Livestock hear and sense impending tornadoes. If your family or home is at risk, the livestock will be a non-issue. If your personal safety is not an issue, you may only have time to open routes of escape for your livestock. Open the gate, if you must, and then exit the area in a tangent direction away from the expected path of the twister.  

If you are in an office or apartment building

  • Take shelter in an inner hallway or room, ideally in the basement or on the ground floor.
     
  • Do not use the elevator.
     
  • Stay away from windows.  

If you are in a gymnasium, church or auditorium

  • Large buildings with wide-span roofs may collapse if a tornado hits.
     
  • If possible, find shelter in another building.
     
  • If you are in one of these buildings and cannot leave, take cover under a sturdy structure such as a table or desk.  

Avoid cars and mobile homes 

  • More than half of all deaths from tornadoes happen in mobile homes.
     
  • Find shelter elsewhere, preferably in a building with a strong foundation.
     
  • If no shelter is available, lie down in a ditch away from the car or mobile home.

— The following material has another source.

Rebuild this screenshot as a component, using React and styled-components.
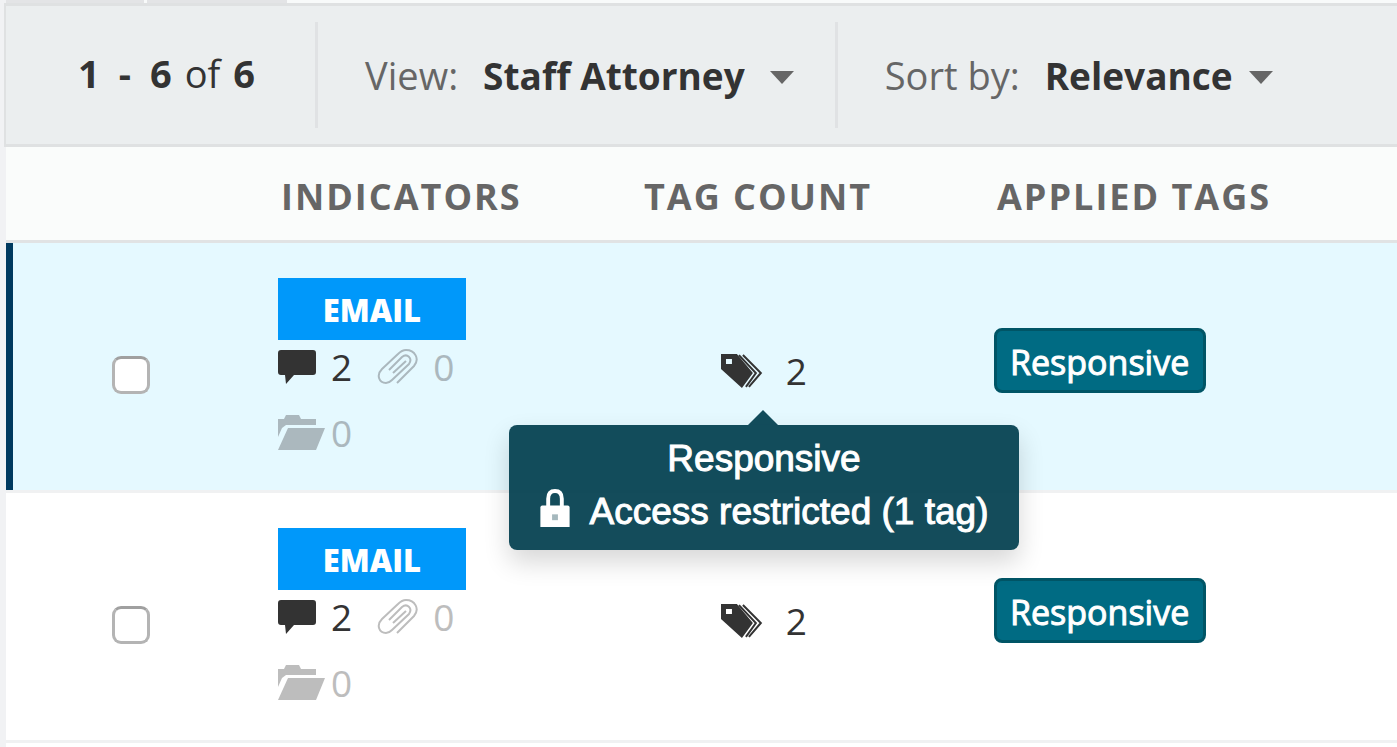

Beware of flooding from downpours and be prepared to move.  

If you are driving 

  • If you spot a tornado in the distance go to the nearest solid shelter.
     
  • If the tornado is close, get out of your car and take cover in a low-lying area, such as a ditch.  

In all cases

  • Get as close to the ground as possible, protect your head and watch for flying debris.
     
  • Do not chase tornadoes – they are unpredictable and can change course abruptly.
     
  • A tornado is deceptive. It may appear to be standing still but is, in fact, moving toward you.

Include this page in Your Emergency Plan

If you live in a tornado zone, print this information and include copies in your emergency plan and emergency kit.